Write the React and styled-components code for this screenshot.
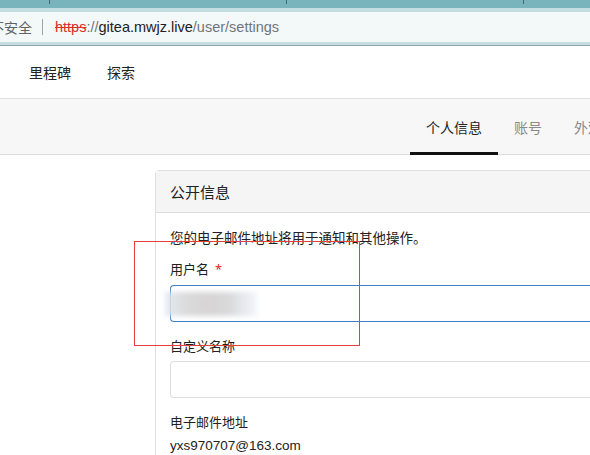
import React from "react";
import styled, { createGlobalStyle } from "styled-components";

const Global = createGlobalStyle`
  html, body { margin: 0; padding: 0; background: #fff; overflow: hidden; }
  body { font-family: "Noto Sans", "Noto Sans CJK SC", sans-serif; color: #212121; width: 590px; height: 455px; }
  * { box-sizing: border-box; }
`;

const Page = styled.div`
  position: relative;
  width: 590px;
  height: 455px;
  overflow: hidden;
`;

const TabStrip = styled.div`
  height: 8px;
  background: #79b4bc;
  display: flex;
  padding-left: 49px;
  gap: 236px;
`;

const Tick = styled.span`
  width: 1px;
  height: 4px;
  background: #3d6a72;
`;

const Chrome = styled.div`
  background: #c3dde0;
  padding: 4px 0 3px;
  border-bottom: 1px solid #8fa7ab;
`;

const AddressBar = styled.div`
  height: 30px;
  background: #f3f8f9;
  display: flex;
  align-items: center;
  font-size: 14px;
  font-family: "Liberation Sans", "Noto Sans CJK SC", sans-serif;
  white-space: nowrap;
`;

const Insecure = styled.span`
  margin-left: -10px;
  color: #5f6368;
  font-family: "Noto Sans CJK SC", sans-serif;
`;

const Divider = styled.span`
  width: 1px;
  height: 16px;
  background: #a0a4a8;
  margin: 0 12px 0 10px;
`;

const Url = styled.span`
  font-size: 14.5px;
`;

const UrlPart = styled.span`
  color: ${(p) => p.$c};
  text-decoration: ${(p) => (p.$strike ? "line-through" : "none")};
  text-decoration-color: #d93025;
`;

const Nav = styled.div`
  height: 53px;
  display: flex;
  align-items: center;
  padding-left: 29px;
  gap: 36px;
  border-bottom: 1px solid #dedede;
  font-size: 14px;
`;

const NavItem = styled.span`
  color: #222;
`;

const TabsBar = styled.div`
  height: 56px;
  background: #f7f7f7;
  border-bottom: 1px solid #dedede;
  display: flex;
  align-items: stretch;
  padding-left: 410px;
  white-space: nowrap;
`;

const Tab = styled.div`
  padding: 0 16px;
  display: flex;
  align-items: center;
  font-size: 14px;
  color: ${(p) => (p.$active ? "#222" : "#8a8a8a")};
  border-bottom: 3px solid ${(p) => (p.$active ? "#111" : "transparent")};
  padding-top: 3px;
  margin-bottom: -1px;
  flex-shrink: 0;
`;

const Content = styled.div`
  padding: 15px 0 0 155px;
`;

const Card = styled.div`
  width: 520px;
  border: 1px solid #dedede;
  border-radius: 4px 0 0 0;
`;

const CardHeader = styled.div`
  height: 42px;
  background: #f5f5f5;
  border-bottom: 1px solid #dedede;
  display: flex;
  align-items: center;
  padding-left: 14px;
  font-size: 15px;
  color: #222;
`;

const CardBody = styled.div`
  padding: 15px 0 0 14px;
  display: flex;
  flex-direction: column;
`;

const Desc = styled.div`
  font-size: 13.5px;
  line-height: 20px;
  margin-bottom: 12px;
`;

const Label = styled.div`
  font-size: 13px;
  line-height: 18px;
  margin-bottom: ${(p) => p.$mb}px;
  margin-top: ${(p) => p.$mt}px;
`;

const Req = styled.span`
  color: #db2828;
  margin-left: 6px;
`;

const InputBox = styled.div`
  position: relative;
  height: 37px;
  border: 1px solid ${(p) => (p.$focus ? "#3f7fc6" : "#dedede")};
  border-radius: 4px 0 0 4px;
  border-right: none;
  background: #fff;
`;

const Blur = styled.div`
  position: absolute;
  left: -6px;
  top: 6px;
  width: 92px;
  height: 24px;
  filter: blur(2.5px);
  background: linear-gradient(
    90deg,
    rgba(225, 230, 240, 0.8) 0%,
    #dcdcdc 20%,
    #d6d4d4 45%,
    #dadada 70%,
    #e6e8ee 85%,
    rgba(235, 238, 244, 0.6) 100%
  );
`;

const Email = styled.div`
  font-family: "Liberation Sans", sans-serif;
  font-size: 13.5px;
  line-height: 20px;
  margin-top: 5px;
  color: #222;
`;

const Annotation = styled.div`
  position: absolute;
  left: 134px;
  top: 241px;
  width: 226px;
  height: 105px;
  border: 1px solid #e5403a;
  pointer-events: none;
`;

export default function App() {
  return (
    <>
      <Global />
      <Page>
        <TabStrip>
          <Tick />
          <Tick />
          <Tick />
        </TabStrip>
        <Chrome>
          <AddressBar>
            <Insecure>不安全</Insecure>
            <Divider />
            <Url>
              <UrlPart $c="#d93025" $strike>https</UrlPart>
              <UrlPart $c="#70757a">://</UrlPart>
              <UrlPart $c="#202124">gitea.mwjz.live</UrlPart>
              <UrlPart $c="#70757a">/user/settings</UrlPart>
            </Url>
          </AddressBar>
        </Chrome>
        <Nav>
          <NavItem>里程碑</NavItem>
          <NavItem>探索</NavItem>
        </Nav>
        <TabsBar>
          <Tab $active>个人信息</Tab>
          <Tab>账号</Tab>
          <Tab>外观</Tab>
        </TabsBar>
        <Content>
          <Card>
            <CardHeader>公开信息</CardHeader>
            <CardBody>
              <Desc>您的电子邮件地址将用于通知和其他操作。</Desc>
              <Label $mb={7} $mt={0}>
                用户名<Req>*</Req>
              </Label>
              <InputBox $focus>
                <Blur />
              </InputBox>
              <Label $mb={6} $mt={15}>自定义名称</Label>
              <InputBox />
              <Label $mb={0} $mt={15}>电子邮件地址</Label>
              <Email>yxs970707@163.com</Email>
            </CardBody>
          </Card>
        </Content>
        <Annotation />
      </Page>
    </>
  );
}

Exercise description |
Leave the images out, please, and restate each line word for word.

Result of the task |
Write the React and styled-components code for this screenshot.
import React from "react";
import styled, { createGlobalStyle } from "styled-components";

const Global = createGlobalStyle`
  html, body { margin: 0; padding: 0; background: #fff; overflow: hidden; }
  body { font-family: "Noto Sans", "Noto Sans CJK SC", sans-serif; color: #212121; width: 590px; height: 455px; }
  * { box-sizing: border-box; }
`;

const Page = styled.div`
  position: relative;
  width: 590px;
  height: 455px;
  overflow: hidden;
`;

const TabStrip = styled.div`
  height: 8px;
  background: #79b4bc;
  display: flex;
  padding-left: 49px;
  gap: 236px;
`;

const Tick = styled.span`
  width: 1px;
  height: 4px;
  background: #3d6a72;
`;

const Chrome = styled.div`
  background: #c3dde0;
  padding: 4px 0 3px;
  border-bottom: 1px solid #8fa7ab;
`;

const AddressBar = styled.div`
  height: 30px;
  background: #f3f8f9;
  display: flex;
  align-items: center;
  font-size: 14px;
  font-family: "Liberation Sans", "Noto Sans CJK SC", sans-serif;
  white-space: nowrap;
`;

const Insecure = styled.span`
  margin-left: -10px;
  color: #5f6368;
  font-family: "Noto Sans CJK SC", sans-serif;
`;

const Divider = styled.span`
  width: 1px;
  height: 16px;
  background: #a0a4a8;
  margin: 0 12px 0 10px;
`;

const Url = styled.span`
  font-size: 14.5px;
`;

const UrlPart = styled.span`
  color: ${(p) => p.$c};
  text-decoration: ${(p) => (p.$strike ? "line-through" : "none")};
  text-decoration-color: #d93025;
`;

const Nav = styled.div`
  height: 53px;
  display: flex;
  align-items: center;
  padding-left: 29px;
  gap: 36px;
  border-bottom: 1px solid #dedede;
  font-size: 14px;
`;

const NavItem = styled.span`
  color: #222;
`;

const TabsBar = styled.div`
  height: 56px;
  background: #f7f7f7;
  border-bottom: 1px solid #dedede;
  display: flex;
  align-items: stretch;
  padding-left: 410px;
  white-space: nowrap;
`;

const Tab = styled.div`
  padding: 0 16px;
  display: flex;
  align-items: center;
  font-size: 14px;
  color: ${(p) => (p.$active ? "#222" : "#8a8a8a")};
  border-bottom: 3px solid ${(p) => (p.$active ? "#111" : "transparent")};
  padding-top: 3px;
  margin-bottom: -1px;
  flex-shrink: 0;
`;

const Content = styled.div`
  padding: 15px 0 0 155px;
`;

const Card = styled.div`
  width: 520px;
  border: 1px solid #dedede;
  border-radius: 4px 0 0 0;
`;

const CardHeader = styled.div`
  height: 42px;
  background: #f5f5f5;
  border-bottom: 1px solid #dedede;
  display: flex;
  align-items: center;
  padding-left: 14px;
  font-size: 15px;
  color: #222;
`;

const CardBody = styled.div`
  padding: 15px 0 0 14px;
  display: flex;
  flex-direction: column;
`;

const Desc = styled.div`
  font-size: 13.5px;
  line-height: 20px;
  margin-bottom: 12px;
`;

const Label = styled.div`
  font-size: 13px;
  line-height: 18px;
  margin-bottom: ${(p) => p.$mb}px;
  margin-top: ${(p) => p.$mt}px;
`;

const Req = styled.span`
  color: #db2828;
  margin-left: 6px;
`;

const InputBox = styled.div`
  position: relative;
  height: 37px;
  border: 1px solid ${(p) => (p.$focus ? "#3f7fc6" : "#dedede")};
  border-radius: 4px 0 0 4px;
  border-right: none;
  background: #fff;
`;

const Blur = styled.div`
  position: absolute;
  left: -6px;
  top: 6px;
  width: 92px;
  height: 24px;
  filter: blur(2.5px);
  background: linear-gradient(
    90deg,
    rgba(225, 230, 240, 0.8) 0%,
    #dcdcdc 20%,
    #d6d4d4 45%,
    #dadada 70%,
    #e6e8ee 85%,
    rgba(235, 238, 244, 0.6) 100%
  );
`;

const Email = styled.div`
  font-family: "Liberation Sans", sans-serif;
  font-size: 13.5px;
  line-height: 20px;
  margin-top: 5px;
  color: #222;
`;

const Annotation = styled.div`
  position: absolute;
  left: 134px;
  top: 241px;
  width: 226px;
  height: 105px;
  border: 1px solid #e5403a;
  pointer-events: none;
`;

export default function App() {
  return (
    <>
      <Global />
      <Page>
        <TabStrip>
          <Tick />
          <Tick />
          <Tick />
        </TabStrip>
        <Chrome>
          <AddressBar>
            <Insecure>不安全</Insecure>
            <Divider />
            <Url>
              <UrlPart $c="#d93025" $strike>https</UrlPart>
              <UrlPart $c="#70757a">://</UrlPart>
              <UrlPart $c="#202124">gitea.mwjz.live</UrlPart>
              <UrlPart $c="#70757a">/user/settings</UrlPart>
            </Url>
          </AddressBar>
        </Chrome>
        <Nav>
          <NavItem>里程碑</NavItem>
          <NavItem>探索</NavItem>
        </Nav>
        <TabsBar>
          <Tab $active>个人信息</Tab>
          <Tab>账号</Tab>
          <Tab>外观</Tab>
        </TabsBar>
        <Content>
          <Card>
            <CardHeader>公开信息</CardHeader>
            <CardBody>
              <Desc>您的电子邮件地址将用于通知和其他操作。</Desc>
              <Label $mb={7} $mt={0}>
                用户名<Req>*</Req>
              </Label>
              <InputBox $focus>
                <Blur />
              </InputBox>
              <Label $mb={6} $mt={15}>自定义名称</Label>
              <InputBox />
              <Label $mb={0} $mt={15}>电子邮件地址</Label>
              <Email>yxs970707@163.com</Email>
            </CardBody>
          </Card>
        </Content>
        <Annotation />
      </Page>
    </>
  );
}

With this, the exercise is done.